# Aim
Please give the entries again in full and exactly, without any picture.
[begin Material supplied]
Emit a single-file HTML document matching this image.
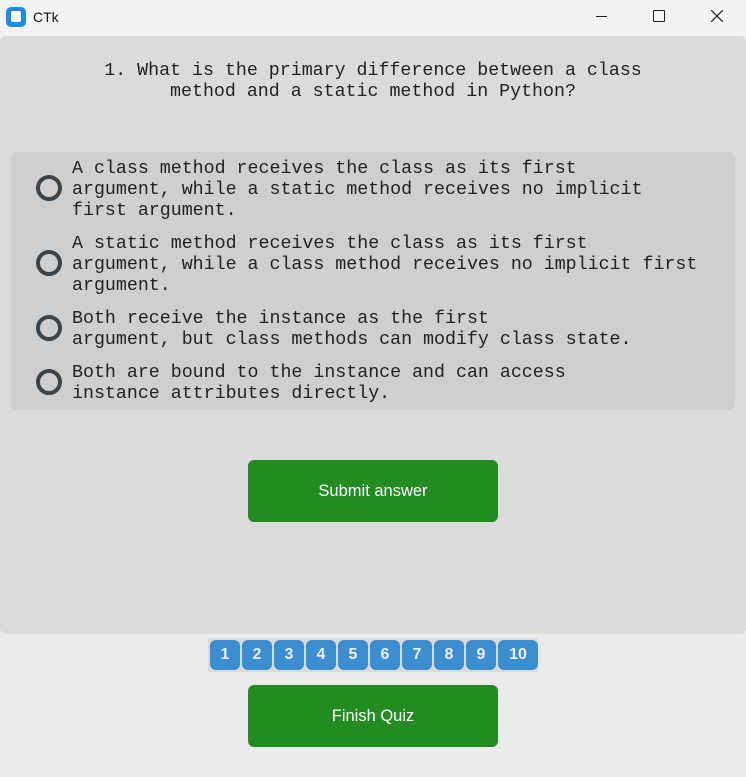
<!DOCTYPE html>
<html><head><style>
body{margin:0;width:746px;height:777px;background:#ebebeb;position:relative;overflow:hidden;font-family:"Liberation Sans",sans-serif}
.tb{position:absolute;left:0;top:0;width:746px;height:36px;background:#f3f3f3}
.main{position:absolute;left:0;top:36px;width:746px;height:598px;background:#dbdbdb;border-radius:6px}
.mono{font-family:"Liberation Mono",monospace;font-size:18.3px;color:#222;line-height:21px;white-space:pre}
.q{position:absolute;top:61px;left:0;width:746px;text-align:center}
.opts{position:absolute;left:11px;top:152px;width:724px;height:258px;background:#cfcfcf;border-radius:6px}
.r{position:absolute;left:36px;width:18px;height:18px;border:4px solid #3e4348;border-radius:50%}
.t{position:absolute;left:72px}
.btn{position:absolute;left:248px;width:250px;height:62px;background:#228b22;border-radius:6px;color:#fff;font-size:16.5px;text-align:center;line-height:62px}
.nums{position:absolute;left:208px;top:638px;width:330px;height:34px;background:#dbdbdb;display:flex;gap:2px;padding:2px 0 0 2px;box-sizing:border-box}
.nums div{width:30px;height:30px;background:#3b8ed0;border-radius:6px;color:#eef;font-weight:bold;font-size:16px;text-align:center;line-height:30px}
</style></head><body>
<div class="tb">
<div style="position:absolute;left:6px;top:7px;width:20px;height:20px;background:#1a8cf0;border-radius:5px"><div style="position:absolute;left:5px;top:4px;width:10px;height:11px;background:#fff;border-radius:2px"></div></div>
<div style="position:absolute;left:33px;top:9px;font-family:'Liberation Sans';font-size:14px;color:#111">CTk</div>
<div style="position:absolute;left:596px;top:16px;width:11px;height:1px;background:#222"></div>
<div style="position:absolute;left:653px;top:10px;width:10px;height:10px;border:1px solid #222;border-radius:1px"></div>
<svg style="position:absolute;left:711px;top:10px" width="12" height="12"><path d="M0 0L12 12M12 0L0 12" stroke="#222" stroke-width="1.2"/></svg>
</div>
<div class="main"></div>
<div class="q mono">1. What is the primary difference between a class
method and a static method in Python?</div>
<div class="opts"></div>
<div class="r" style="top:175px"></div>
<div class="t mono" style="top:159px">A class method receives the class as its first
argument, while a static method receives no implicit
first argument.</div>
<div class="r" style="top:250px"></div>
<div class="t mono" style="top:234px">A static method receives the class as its first
argument, while a class method receives no implicit first
argument.</div>
<div class="r" style="top:315px"></div>
<div class="t mono" style="top:309px">Both receive the instance as the first
argument, but class methods can modify class state.</div>
<div class="r" style="top:369px"></div>
<div class="t mono" style="top:363px">Both are bound to the instance and can access
instance attributes directly.</div>
<div class="btn" style="top:460px">Submit answer</div>
<div class="nums"><div>1</div><div>2</div><div>3</div><div>4</div><div>5</div><div>6</div><div>7</div><div>8</div><div>9</div><div style="width:40px">10</div></div>
<div class="btn" style="top:685px">Finish Quiz</div>
</body></html>
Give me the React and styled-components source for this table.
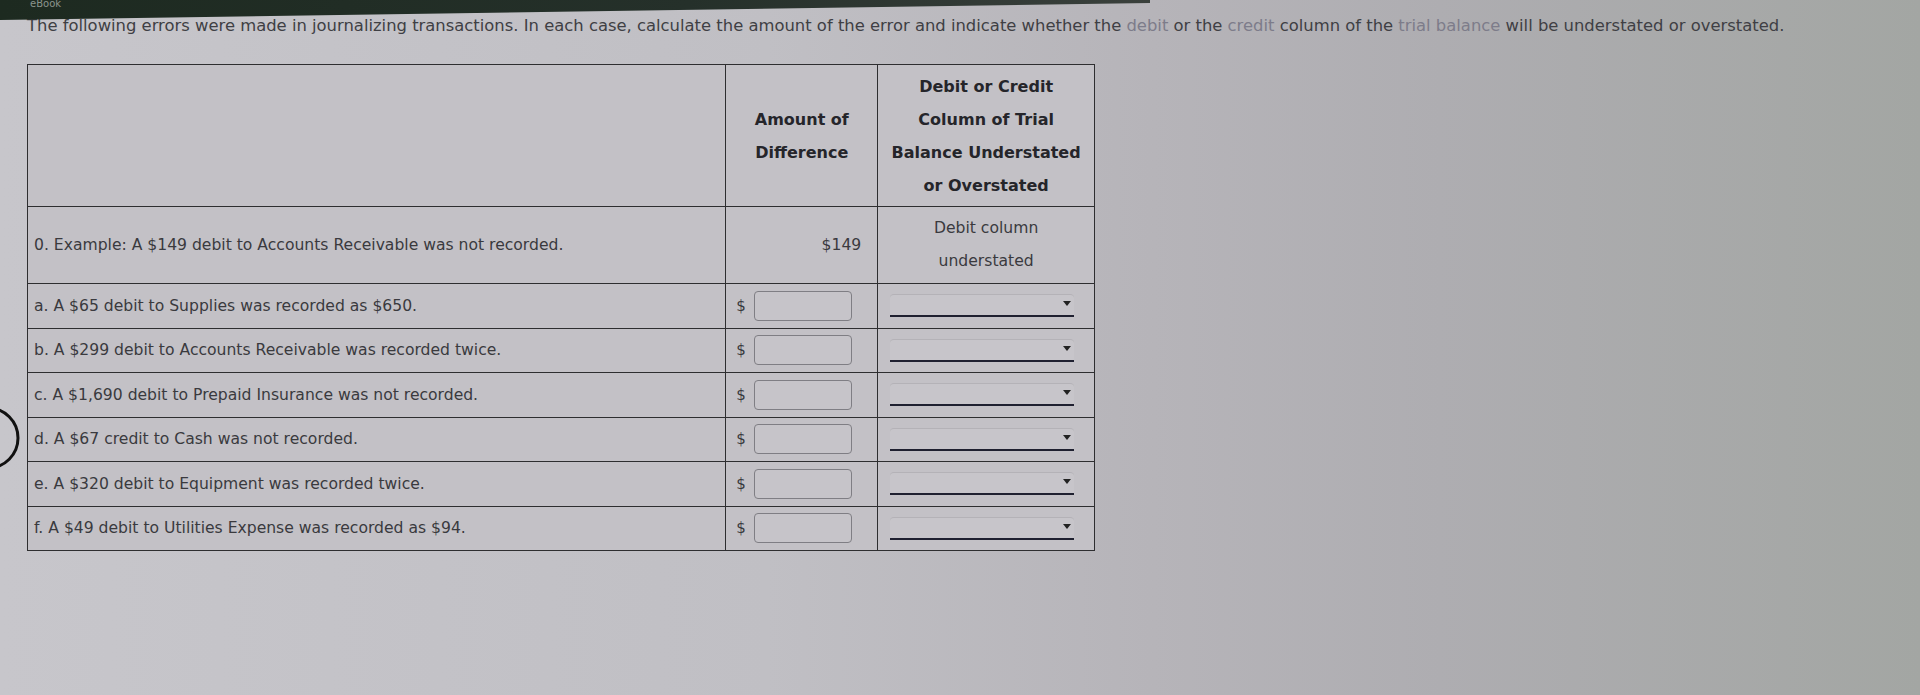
import React from "react";
import styled, { createGlobalStyle } from "styled-components";

const Global = createGlobalStyle`
  html, body {
    margin: 0;
    padding: 0;
  }
  body {
    width: 1920px;
    height: 695px;
    overflow: hidden;
    font-family: "DejaVu Sans", Verdana, sans-serif;
    background: linear-gradient(90deg, #c7c6cb 0%, #c0bfc4 40%, #b6b4b9 60%, #aeadb1 75%, #a3a6a3 100%);
  }
`;

const Page = styled.div`
  position: relative;
  width: 1920px;
  height: 695px;
`;

const TopBar = styled.div`
  width: 1150px;
  height: 20px;
  background: linear-gradient(90deg, #1d2a20, #25302a 60%, #3a403c);
  clip-path: polygon(0 0, 100% 0, 100% 15%, 0 100%);
  color: #8a948c;
  font-size: 10px;
  padding-left: 30px;
  line-height: 8px;
  box-sizing: border-box;
`;

const Intro = styled.p`
  margin: 0;
  padding: 0 0 0 27px;
  font-size: 16.4px;
  line-height: 18px;
  color: #3f3f44;
  margin-top: -3px;
`;

const Term = styled.span`
  color: #7d7c8a;
`;

const Table = styled.table`
  margin: 29px 0 0 27px;
  border-collapse: collapse;
  width: 1068px;
  background: #c3c1c6;
  color: #3a3a3e;
  font-size: 15.6px;
  td, th {
    border: 1.5px solid #2e2e30;
    padding: 0;
  }
`;

const HeadCell = styled.th`
  width: ${p => p.w}px;
  height: 141px;
  font-weight: bold;
  font-size: 16px;
  line-height: 33px;
  text-align: center;
  vertical-align: middle;
  color: #25252a;
`;

const Row = styled.tr`
  height: ${p => p.h}px;
`;

const Desc = styled.td`
  padding-left: 6px !important;
  vertical-align: middle;
`;

const AmountCell = styled.td`
  text-align: right;
  padding-right: 16px !important;
  vertical-align: middle;
`;

const Verdict = styled.td`
  text-align: center;
  line-height: 33px;
`;

const InputCell = styled.td`
  vertical-align: middle;
`;

const InputWrap = styled.div`
  display: flex;
  align-items: center;
  padding-left: 10px;
  gap: 8px;
`;

const Dollar = styled.span`
  font-size: 15px;
  color: #3a3a3e;
`;

const Box = styled.div`
  width: 96px;
  height: 28px;
  border: 1.5px solid #7f7e84;
  border-radius: 4px;
  background: #c6c4c9;
`;

const SelectWrap = styled.div`
  margin: 0 20px 0 12px;
  height: 20px;
  position: relative;
  border-radius: 4px 4px 0 0;
  background: #c7c5ca;
  border-top: 1px solid #b4b2b7;
  border-bottom: 2px solid #1f2030;
`;

const Arrow = styled.span`
  position: absolute;
  right: 3px;
  top: 6px;
  width: 0;
  height: 0;
  border-left: 4px solid transparent;
  border-right: 4px solid transparent;
  border-top: 5px solid #222;
`;

const Arc = styled.svg`
  position: absolute;
  left: 0;
  top: 403px;
`;

const rows = [
  "a. A $65 debit to Supplies was recorded as $650.",
  "b. A $299 debit to Accounts Receivable was recorded twice.",
  "c. A $1,690 debit to Prepaid Insurance was not recorded.",
  "d. A $67 credit to Cash was not recorded.",
  "e. A $320 debit to Equipment was recorded twice.",
  "f. A $49 debit to Utilities Expense was recorded as $94."
];

export default function App() {
  return (
    <Page>
      <Global />
      <TopBar>eBook</TopBar>
      <Intro>
        The following errors were made in journalizing transactions. In each case, calculate the amount of the error and indicate whether the <Term>debit</Term> or the <Term>credit</Term> column of the <Term>trial balance</Term> will be understated or overstated.
      </Intro>
      <Table>
        <thead>
          <tr>
            <HeadCell w={699}></HeadCell>
            <HeadCell w={151}>Amount of<br />Difference</HeadCell>
            <HeadCell w={216}>Debit or Credit<br />Column of Trial<br />Balance Understated<br />or Overstated</HeadCell>
          </tr>
        </thead>
        <tbody>
          <Row h={77}>
            <Desc>0. Example: A $149 debit to Accounts Receivable was not recorded.</Desc>
            <AmountCell>$149</AmountCell>
            <Verdict>Debit column<br />understated</Verdict>
          </Row>
          {rows.map(r => (
            <Row h={44.5} key={r}>
              <Desc>{r}</Desc>
              <InputCell>
                <InputWrap>
                  <Dollar>$</Dollar>
                  <Box />
                </InputWrap>
              </InputCell>
              <InputCell>
                <SelectWrap>
                  <Arrow />
                </SelectWrap>
              </InputCell>
            </Row>
          ))}
        </tbody>
      </Table>
      <Arc width="20" height="70" viewBox="0 0 20 70">
        <circle cx="-12" cy="35" r="30" fill="none" stroke="#111" strokeWidth="3" />
      </Arc>
    </Page>
  );
}
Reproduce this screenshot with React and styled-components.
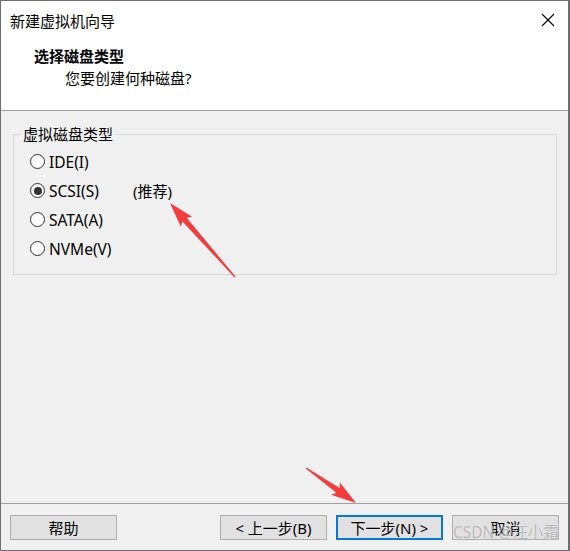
[end Material supplied]
# Complete output
Emit a single-file HTML document matching this image.
<!DOCTYPE html>
<html><head><style>
body{margin:0;width:746px;height:777px;background:#ebebeb;position:relative;overflow:hidden;font-family:"Liberation Sans",sans-serif}
.tb{position:absolute;left:0;top:0;width:746px;height:36px;background:#f3f3f3}
.main{position:absolute;left:0;top:36px;width:746px;height:598px;background:#dbdbdb;border-radius:6px}
.mono{font-family:"Liberation Mono",monospace;font-size:18.3px;color:#222;line-height:21px;white-space:pre}
.q{position:absolute;top:61px;left:0;width:746px;text-align:center}
.opts{position:absolute;left:11px;top:152px;width:724px;height:258px;background:#cfcfcf;border-radius:6px}
.r{position:absolute;left:36px;width:18px;height:18px;border:4px solid #3e4348;border-radius:50%}
.t{position:absolute;left:72px}
.btn{position:absolute;left:248px;width:250px;height:62px;background:#228b22;border-radius:6px;color:#fff;font-size:16.5px;text-align:center;line-height:62px}
.nums{position:absolute;left:208px;top:638px;width:330px;height:34px;background:#dbdbdb;display:flex;gap:2px;padding:2px 0 0 2px;box-sizing:border-box}
.nums div{width:30px;height:30px;background:#3b8ed0;border-radius:6px;color:#eef;font-weight:bold;font-size:16px;text-align:center;line-height:30px}
</style></head><body>
<div class="tb">
<div style="position:absolute;left:6px;top:7px;width:20px;height:20px;background:#1a8cf0;border-radius:5px"><div style="position:absolute;left:5px;top:4px;width:10px;height:11px;background:#fff;border-radius:2px"></div></div>
<div style="position:absolute;left:33px;top:9px;font-family:'Liberation Sans';font-size:14px;color:#111">CTk</div>
<div style="position:absolute;left:596px;top:16px;width:11px;height:1px;background:#222"></div>
<div style="position:absolute;left:653px;top:10px;width:10px;height:10px;border:1px solid #222;border-radius:1px"></div>
<svg style="position:absolute;left:711px;top:10px" width="12" height="12"><path d="M0 0L12 12M12 0L0 12" stroke="#222" stroke-width="1.2"/></svg>
</div>
<div class="main"></div>
<div class="q mono">1. What is the primary difference between a class
method and a static method in Python?</div>
<div class="opts"></div>
<div class="r" style="top:175px"></div>
<div class="t mono" style="top:159px">A class method receives the class as its first
argument, while a static method receives no implicit
first argument.</div>
<div class="r" style="top:250px"></div>
<div class="t mono" style="top:234px">A static method receives the class as its first
argument, while a class method receives no implicit first
argument.</div>
<div class="r" style="top:315px"></div>
<div class="t mono" style="top:309px">Both receive the instance as the first
argument, but class methods can modify class state.</div>
<div class="r" style="top:369px"></div>
<div class="t mono" style="top:363px">Both are bound to the instance and can access
instance attributes directly.</div>
<div class="btn" style="top:460px">Submit answer</div>
<div class="nums"><div>1</div><div>2</div><div>3</div><div>4</div><div>5</div><div>6</div><div>7</div><div>8</div><div>9</div><div style="width:40px">10</div></div>
<div class="btn" style="top:685px">Finish Quiz</div>
</body></html>
Give me the React and styled-components source for this table.
import React from "react";
import styled, { createGlobalStyle } from "styled-components";

const Global = createGlobalStyle`
  html, body {
    margin: 0;
    padding: 0;
  }
  body {
    width: 1920px;
    height: 695px;
    overflow: hidden;
    font-family: "DejaVu Sans", Verdana, sans-serif;
    background: linear-gradient(90deg, #c7c6cb 0%, #c0bfc4 40%, #b6b4b9 60%, #aeadb1 75%, #a3a6a3 100%);
  }
`;

const Page = styled.div`
  position: relative;
  width: 1920px;
  height: 695px;
`;

const TopBar = styled.div`
  width: 1150px;
  height: 20px;
  background: linear-gradient(90deg, #1d2a20, #25302a 60%, #3a403c);
  clip-path: polygon(0 0, 100% 0, 100% 15%, 0 100%);
  color: #8a948c;
  font-size: 10px;
  padding-left: 30px;
  line-height: 8px;
  box-sizing: border-box;
`;

const Intro = styled.p`
  margin: 0;
  padding: 0 0 0 27px;
  font-size: 16.4px;
  line-height: 18px;
  color: #3f3f44;
  margin-top: -3px;
`;

const Term = styled.span`
  color: #7d7c8a;
`;

const Table = styled.table`
  margin: 29px 0 0 27px;
  border-collapse: collapse;
  width: 1068px;
  background: #c3c1c6;
  color: #3a3a3e;
  font-size: 15.6px;
  td, th {
    border: 1.5px solid #2e2e30;
    padding: 0;
  }
`;

const HeadCell = styled.th`
  width: ${p => p.w}px;
  height: 141px;
  font-weight: bold;
  font-size: 16px;
  line-height: 33px;
  text-align: center;
  vertical-align: middle;
  color: #25252a;
`;

const Row = styled.tr`
  height: ${p => p.h}px;
`;

const Desc = styled.td`
  padding-left: 6px !important;
  vertical-align: middle;
`;

const AmountCell = styled.td`
  text-align: right;
  padding-right: 16px !important;
  vertical-align: middle;
`;

const Verdict = styled.td`
  text-align: center;
  line-height: 33px;
`;

const InputCell = styled.td`
  vertical-align: middle;
`;

const InputWrap = styled.div`
  display: flex;
  align-items: center;
  padding-left: 10px;
  gap: 8px;
`;

const Dollar = styled.span`
  font-size: 15px;
  color: #3a3a3e;
`;

const Box = styled.div`
  width: 96px;
  height: 28px;
  border: 1.5px solid #7f7e84;
  border-radius: 4px;
  background: #c6c4c9;
`;

const SelectWrap = styled.div`
  margin: 0 20px 0 12px;
  height: 20px;
  position: relative;
  border-radius: 4px 4px 0 0;
  background: #c7c5ca;
  border-top: 1px solid #b4b2b7;
  border-bottom: 2px solid #1f2030;
`;

const Arrow = styled.span`
  position: absolute;
  right: 3px;
  top: 6px;
  width: 0;
  height: 0;
  border-left: 4px solid transparent;
  border-right: 4px solid transparent;
  border-top: 5px solid #222;
`;

const Arc = styled.svg`
  position: absolute;
  left: 0;
  top: 403px;
`;

const rows = [
  "a. A $65 debit to Supplies was recorded as $650.",
  "b. A $299 debit to Accounts Receivable was recorded twice.",
  "c. A $1,690 debit to Prepaid Insurance was not recorded.",
  "d. A $67 credit to Cash was not recorded.",
  "e. A $320 debit to Equipment was recorded twice.",
  "f. A $49 debit to Utilities Expense was recorded as $94."
];

export default function App() {
  return (
    <Page>
      <Global />
      <TopBar>eBook</TopBar>
      <Intro>
        The following errors were made in journalizing transactions. In each case, calculate the amount of the error and indicate whether the <Term>debit</Term> or the <Term>credit</Term> column of the <Term>trial balance</Term> will be understated or overstated.
      </Intro>
      <Table>
        <thead>
          <tr>
            <HeadCell w={699}></HeadCell>
            <HeadCell w={151}>Amount of<br />Difference</HeadCell>
            <HeadCell w={216}>Debit or Credit<br />Column of Trial<br />Balance Understated<br />or Overstated</HeadCell>
          </tr>
        </thead>
        <tbody>
          <Row h={77}>
            <Desc>0. Example: A $149 debit to Accounts Receivable was not recorded.</Desc>
            <AmountCell>$149</AmountCell>
            <Verdict>Debit column<br />understated</Verdict>
          </Row>
          {rows.map(r => (
            <Row h={44.5} key={r}>
              <Desc>{r}</Desc>
              <InputCell>
                <InputWrap>
                  <Dollar>$</Dollar>
                  <Box />
                </InputWrap>
              </InputCell>
              <InputCell>
                <SelectWrap>
                  <Arrow />
                </SelectWrap>
              </InputCell>
            </Row>
          ))}
        </tbody>
      </Table>
      <Arc width="20" height="70" viewBox="0 0 20 70">
        <circle cx="-12" cy="35" r="30" fill="none" stroke="#111" strokeWidth="3" />
      </Arc>
    </Page>
  );
}
Reproduce this screenshot with React and styled-components.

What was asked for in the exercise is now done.